§ **DO THIS**
Search the listing below for the string "styles" and show each line that contains it.

§ **RECORDS TO USE**
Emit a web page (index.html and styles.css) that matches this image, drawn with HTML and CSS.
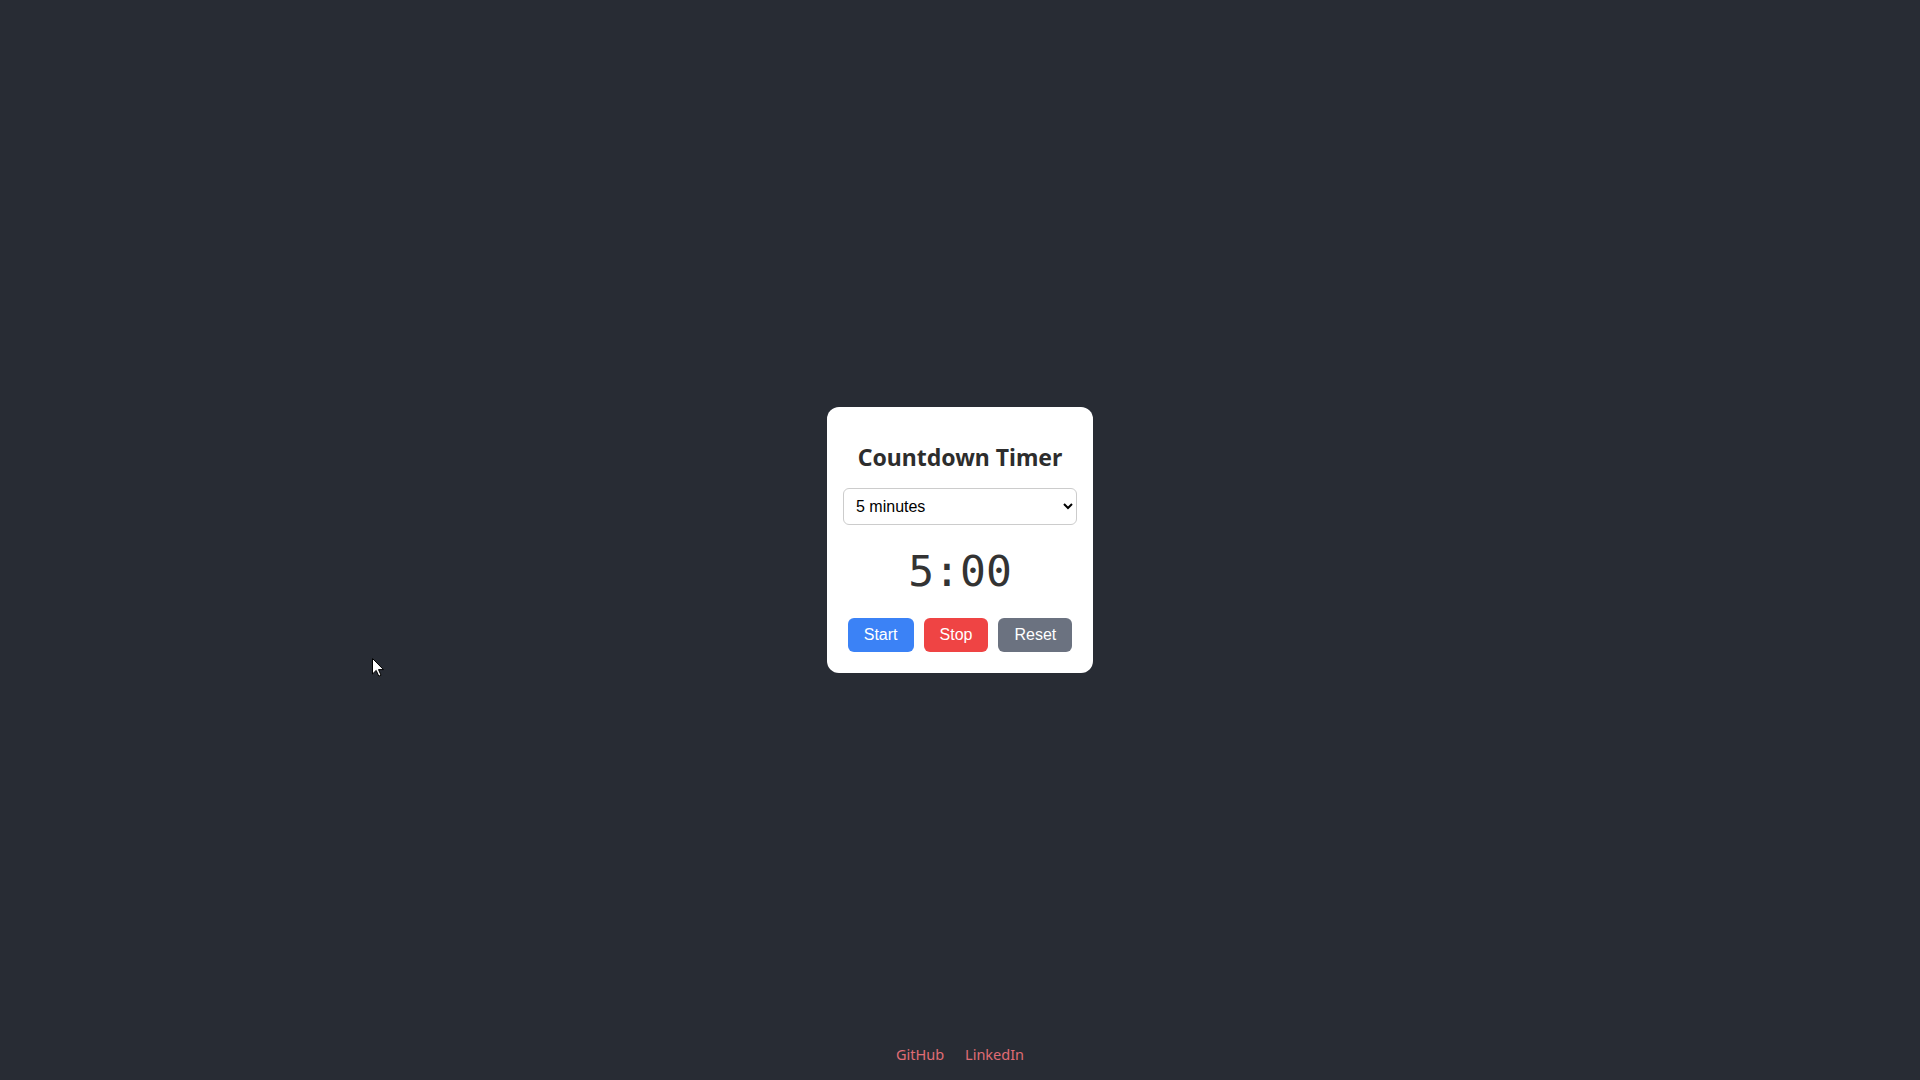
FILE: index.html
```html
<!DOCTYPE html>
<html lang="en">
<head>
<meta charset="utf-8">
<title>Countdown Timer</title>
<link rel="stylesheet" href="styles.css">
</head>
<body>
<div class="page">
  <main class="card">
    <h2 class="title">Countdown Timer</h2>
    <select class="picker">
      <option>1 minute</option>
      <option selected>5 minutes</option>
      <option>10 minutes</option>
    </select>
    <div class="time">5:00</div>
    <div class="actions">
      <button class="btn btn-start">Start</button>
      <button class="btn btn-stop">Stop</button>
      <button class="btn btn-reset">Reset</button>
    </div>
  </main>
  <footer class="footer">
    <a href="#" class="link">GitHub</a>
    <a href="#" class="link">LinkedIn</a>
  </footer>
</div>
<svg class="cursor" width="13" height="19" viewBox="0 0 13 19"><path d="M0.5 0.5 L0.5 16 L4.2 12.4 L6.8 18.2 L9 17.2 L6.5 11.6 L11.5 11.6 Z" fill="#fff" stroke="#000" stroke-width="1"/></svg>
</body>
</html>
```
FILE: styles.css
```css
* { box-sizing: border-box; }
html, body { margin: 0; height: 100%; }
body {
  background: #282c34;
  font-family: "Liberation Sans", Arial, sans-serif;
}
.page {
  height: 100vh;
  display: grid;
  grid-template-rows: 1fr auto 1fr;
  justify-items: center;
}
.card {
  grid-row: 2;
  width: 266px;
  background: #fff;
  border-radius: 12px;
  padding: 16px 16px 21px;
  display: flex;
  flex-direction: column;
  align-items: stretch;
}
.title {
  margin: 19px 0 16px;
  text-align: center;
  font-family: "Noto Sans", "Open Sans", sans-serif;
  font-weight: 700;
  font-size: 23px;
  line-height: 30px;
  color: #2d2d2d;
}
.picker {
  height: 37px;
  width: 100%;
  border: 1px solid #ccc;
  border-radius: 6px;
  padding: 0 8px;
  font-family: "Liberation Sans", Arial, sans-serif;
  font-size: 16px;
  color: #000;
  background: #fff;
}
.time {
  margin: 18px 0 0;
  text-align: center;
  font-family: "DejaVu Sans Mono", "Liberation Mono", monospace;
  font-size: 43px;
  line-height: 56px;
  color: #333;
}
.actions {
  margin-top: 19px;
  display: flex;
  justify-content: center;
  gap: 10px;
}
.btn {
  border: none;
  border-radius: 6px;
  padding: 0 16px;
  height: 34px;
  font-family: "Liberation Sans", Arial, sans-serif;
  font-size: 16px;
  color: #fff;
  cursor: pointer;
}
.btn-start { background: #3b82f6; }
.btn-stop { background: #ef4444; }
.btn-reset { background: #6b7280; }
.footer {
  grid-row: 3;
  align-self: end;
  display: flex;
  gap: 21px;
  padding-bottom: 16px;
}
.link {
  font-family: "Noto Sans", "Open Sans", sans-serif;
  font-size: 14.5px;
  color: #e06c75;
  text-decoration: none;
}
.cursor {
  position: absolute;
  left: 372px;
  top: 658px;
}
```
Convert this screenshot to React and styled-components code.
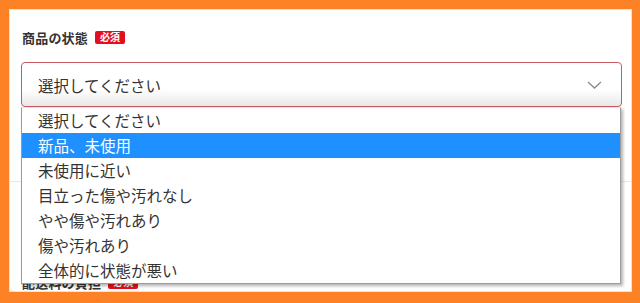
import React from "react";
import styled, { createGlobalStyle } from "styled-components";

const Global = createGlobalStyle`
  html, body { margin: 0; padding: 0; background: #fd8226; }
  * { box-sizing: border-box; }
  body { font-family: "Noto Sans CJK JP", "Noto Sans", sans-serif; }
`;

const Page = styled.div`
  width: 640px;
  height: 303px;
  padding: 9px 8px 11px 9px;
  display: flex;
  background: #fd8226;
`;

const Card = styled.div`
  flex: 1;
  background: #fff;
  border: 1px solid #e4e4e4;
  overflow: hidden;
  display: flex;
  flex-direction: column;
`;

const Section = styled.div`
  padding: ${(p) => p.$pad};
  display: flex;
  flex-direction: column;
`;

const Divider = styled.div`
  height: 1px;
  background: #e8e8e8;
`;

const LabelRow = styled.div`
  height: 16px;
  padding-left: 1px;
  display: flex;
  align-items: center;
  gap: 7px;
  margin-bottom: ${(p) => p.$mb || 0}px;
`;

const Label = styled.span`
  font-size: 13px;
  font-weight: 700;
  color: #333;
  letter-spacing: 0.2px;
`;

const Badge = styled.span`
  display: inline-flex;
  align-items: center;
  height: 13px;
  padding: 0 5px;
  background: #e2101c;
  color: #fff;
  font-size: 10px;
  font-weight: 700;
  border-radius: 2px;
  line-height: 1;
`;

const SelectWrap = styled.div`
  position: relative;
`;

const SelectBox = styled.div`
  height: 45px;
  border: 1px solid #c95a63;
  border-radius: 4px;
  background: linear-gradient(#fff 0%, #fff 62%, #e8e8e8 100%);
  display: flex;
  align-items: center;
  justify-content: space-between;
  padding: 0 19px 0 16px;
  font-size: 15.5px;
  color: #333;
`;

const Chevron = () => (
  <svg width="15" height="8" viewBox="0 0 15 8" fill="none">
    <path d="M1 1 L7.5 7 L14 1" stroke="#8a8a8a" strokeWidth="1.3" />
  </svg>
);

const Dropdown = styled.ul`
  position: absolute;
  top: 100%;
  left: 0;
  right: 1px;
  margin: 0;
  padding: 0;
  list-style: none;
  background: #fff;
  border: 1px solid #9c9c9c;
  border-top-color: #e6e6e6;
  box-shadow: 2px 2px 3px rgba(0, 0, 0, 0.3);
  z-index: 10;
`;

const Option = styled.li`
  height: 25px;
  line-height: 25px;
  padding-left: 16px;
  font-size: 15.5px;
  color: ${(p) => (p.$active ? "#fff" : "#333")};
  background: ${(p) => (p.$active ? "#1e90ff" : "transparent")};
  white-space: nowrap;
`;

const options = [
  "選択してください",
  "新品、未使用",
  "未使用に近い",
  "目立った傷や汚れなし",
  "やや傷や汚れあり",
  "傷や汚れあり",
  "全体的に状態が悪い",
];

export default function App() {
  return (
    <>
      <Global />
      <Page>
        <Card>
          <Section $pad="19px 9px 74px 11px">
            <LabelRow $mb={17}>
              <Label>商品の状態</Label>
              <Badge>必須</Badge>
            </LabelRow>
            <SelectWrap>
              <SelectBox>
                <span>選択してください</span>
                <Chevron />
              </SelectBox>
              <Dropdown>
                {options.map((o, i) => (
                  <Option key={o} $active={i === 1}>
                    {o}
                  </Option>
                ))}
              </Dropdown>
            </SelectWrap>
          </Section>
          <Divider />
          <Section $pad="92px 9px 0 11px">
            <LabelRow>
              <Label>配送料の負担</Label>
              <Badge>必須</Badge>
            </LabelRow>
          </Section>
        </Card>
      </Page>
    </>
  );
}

§ **EXERCISE SOLUTION**
Emit a web page (index.html and styles.css) that matches this image, drawn with HTML and CSS.
<link rel="stylesheet" href="styles.css">
FILE: styles.css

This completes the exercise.